• _TASK TO COMPLETE_
Every entry must be echoed exactly.

• _EXERCISE MATERIAL_
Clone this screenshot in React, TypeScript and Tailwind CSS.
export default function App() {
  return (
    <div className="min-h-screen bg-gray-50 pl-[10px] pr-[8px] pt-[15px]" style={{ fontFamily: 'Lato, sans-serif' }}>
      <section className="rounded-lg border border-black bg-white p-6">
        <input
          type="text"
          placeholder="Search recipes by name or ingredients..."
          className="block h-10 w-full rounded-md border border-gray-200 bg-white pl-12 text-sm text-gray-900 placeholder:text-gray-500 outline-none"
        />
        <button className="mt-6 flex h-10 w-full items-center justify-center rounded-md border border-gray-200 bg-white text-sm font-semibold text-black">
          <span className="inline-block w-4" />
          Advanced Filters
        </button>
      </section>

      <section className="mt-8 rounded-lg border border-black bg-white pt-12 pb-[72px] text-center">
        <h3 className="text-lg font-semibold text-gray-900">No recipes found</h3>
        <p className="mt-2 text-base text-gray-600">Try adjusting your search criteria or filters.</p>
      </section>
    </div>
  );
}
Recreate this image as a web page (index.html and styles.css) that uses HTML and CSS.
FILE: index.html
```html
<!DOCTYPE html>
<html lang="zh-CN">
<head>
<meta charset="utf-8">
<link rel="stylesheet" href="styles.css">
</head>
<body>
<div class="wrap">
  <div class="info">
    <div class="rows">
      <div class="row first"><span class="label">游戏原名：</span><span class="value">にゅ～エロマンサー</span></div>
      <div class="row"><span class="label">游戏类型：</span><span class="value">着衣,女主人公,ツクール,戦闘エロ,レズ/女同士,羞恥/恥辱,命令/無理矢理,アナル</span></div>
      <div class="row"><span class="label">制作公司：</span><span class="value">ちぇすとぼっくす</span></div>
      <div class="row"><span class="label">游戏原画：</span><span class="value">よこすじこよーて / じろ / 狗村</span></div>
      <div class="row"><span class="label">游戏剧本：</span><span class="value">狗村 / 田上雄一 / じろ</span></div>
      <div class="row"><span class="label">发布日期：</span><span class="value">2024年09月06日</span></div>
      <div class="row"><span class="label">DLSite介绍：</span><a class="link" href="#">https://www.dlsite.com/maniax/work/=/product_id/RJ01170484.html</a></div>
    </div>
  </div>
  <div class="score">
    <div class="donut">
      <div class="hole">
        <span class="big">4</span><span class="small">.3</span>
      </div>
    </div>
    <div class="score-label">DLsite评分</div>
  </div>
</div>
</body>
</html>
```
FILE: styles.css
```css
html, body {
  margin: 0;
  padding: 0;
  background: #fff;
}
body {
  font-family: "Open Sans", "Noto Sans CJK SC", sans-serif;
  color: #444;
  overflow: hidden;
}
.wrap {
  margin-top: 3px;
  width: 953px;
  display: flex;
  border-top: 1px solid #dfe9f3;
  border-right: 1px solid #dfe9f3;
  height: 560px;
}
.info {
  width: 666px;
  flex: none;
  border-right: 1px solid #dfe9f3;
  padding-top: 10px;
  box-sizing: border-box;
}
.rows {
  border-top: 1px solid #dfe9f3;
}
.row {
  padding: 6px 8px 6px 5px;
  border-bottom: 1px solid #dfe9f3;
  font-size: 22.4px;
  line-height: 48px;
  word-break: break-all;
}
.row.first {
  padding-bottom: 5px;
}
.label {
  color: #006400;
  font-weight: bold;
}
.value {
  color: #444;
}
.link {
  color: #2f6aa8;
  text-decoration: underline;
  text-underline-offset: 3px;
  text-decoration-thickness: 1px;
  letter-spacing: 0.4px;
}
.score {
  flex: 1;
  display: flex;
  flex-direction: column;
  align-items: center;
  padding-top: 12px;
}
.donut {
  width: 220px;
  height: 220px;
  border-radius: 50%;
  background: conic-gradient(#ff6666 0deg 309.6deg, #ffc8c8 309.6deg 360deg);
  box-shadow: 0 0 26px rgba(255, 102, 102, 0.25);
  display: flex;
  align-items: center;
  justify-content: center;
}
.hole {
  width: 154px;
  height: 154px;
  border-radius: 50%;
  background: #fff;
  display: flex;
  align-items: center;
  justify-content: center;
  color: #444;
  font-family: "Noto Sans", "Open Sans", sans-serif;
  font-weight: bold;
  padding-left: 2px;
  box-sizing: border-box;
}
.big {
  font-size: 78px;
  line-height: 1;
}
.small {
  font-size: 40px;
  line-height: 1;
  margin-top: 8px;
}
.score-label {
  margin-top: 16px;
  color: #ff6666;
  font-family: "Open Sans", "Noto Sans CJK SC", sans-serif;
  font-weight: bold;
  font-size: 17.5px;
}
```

• _REPLY TO THE TASK_
Clone this screenshot in React, TypeScript and Tailwind CSS.
export default function App() {
  return (
    <div className="min-h-screen bg-gray-50 pl-[10px] pr-[8px] pt-[15px]" style={{ fontFamily: 'Lato, sans-serif' }}>
      <section className="rounded-lg border border-black bg-white p-6">
        <input
          type="text"
          placeholder="Search recipes by name or ingredients..."
          className="block h-10 w-full rounded-md border border-gray-200 bg-white pl-12 text-sm text-gray-900 placeholder:text-gray-500 outline-none"
        />
        <button className="mt-6 flex h-10 w-full items-center justify-center rounded-md border border-gray-200 bg-white text-sm font-semibold text-black">
          <span className="inline-block w-4" />
          Advanced Filters
        </button>
      </section>

      <section className="mt-8 rounded-lg border border-black bg-white pt-12 pb-[72px] text-center">
        <h3 className="text-lg font-semibold text-gray-900">No recipes found</h3>
        <p className="mt-2 text-base text-gray-600">Try adjusting your search criteria or filters.</p>
      </section>
    </div>
  );
}
Recreate this image as a web page (index.html and styles.css) that uses HTML and CSS.
FILE: index.html
```html
<!DOCTYPE html>
<html lang="zh-CN">
<head>
<meta charset="utf-8">
<link rel="stylesheet" href="styles.css">
</head>
<body>
<div class="wrap">
  <div class="info">
    <div class="rows">
      <div class="row first"><span class="label">游戏原名：</span><span class="value">にゅ～エロマンサー</span></div>
      <div class="row"><span class="label">游戏类型：</span><span class="value">着衣,女主人公,ツクール,戦闘エロ,レズ/女同士,羞恥/恥辱,命令/無理矢理,アナル</span></div>
      <div class="row"><span class="label">制作公司：</span><span class="value">ちぇすとぼっくす</span></div>
      <div class="row"><span class="label">游戏原画：</span><span class="value">よこすじこよーて / じろ / 狗村</span></div>
      <div class="row"><span class="label">游戏剧本：</span><span class="value">狗村 / 田上雄一 / じろ</span></div>
      <div class="row"><span class="label">发布日期：</span><span class="value">2024年09月06日</span></div>
      <div class="row"><span class="label">DLSite介绍：</span><a class="link" href="#">https://www.dlsite.com/maniax/work/=/product_id/RJ01170484.html</a></div>
    </div>
  </div>
  <div class="score">
    <div class="donut">
      <div class="hole">
        <span class="big">4</span><span class="small">.3</span>
      </div>
    </div>
    <div class="score-label">DLsite评分</div>
  </div>
</div>
</body>
</html>
```
FILE: styles.css
```css
html, body {
  margin: 0;
  padding: 0;
  background: #fff;
}
body {
  font-family: "Open Sans", "Noto Sans CJK SC", sans-serif;
  color: #444;
  overflow: hidden;
}
.wrap {
  margin-top: 3px;
  width: 953px;
  display: flex;
  border-top: 1px solid #dfe9f3;
  border-right: 1px solid #dfe9f3;
  height: 560px;
}
.info {
  width: 666px;
  flex: none;
  border-right: 1px solid #dfe9f3;
  padding-top: 10px;
  box-sizing: border-box;
}
.rows {
  border-top: 1px solid #dfe9f3;
}
.row {
  padding: 6px 8px 6px 5px;
  border-bottom: 1px solid #dfe9f3;
  font-size: 22.4px;
  line-height: 48px;
  word-break: break-all;
}
.row.first {
  padding-bottom: 5px;
}
.label {
  color: #006400;
  font-weight: bold;
}
.value {
  color: #444;
}
.link {
  color: #2f6aa8;
  text-decoration: underline;
  text-underline-offset: 3px;
  text-decoration-thickness: 1px;
  letter-spacing: 0.4px;
}
.score {
  flex: 1;
  display: flex;
  flex-direction: column;
  align-items: center;
  padding-top: 12px;
}
.donut {
  width: 220px;
  height: 220px;
  border-radius: 50%;
  background: conic-gradient(#ff6666 0deg 309.6deg, #ffc8c8 309.6deg 360deg);
  box-shadow: 0 0 26px rgba(255, 102, 102, 0.25);
  display: flex;
  align-items: center;
  justify-content: center;
}
.hole {
  width: 154px;
  height: 154px;
  border-radius: 50%;
  background: #fff;
  display: flex;
  align-items: center;
  justify-content: center;
  color: #444;
  font-family: "Noto Sans", "Open Sans", sans-serif;
  font-weight: bold;
  padding-left: 2px;
  box-sizing: border-box;
}
.big {
  font-size: 78px;
  line-height: 1;
}
.small {
  font-size: 40px;
  line-height: 1;
  margin-top: 8px;
}
.score-label {
  margin-top: 16px;
  color: #ff6666;
  font-family: "Open Sans", "Noto Sans CJK SC", sans-serif;
  font-weight: bold;
  font-size: 17.5px;
}
```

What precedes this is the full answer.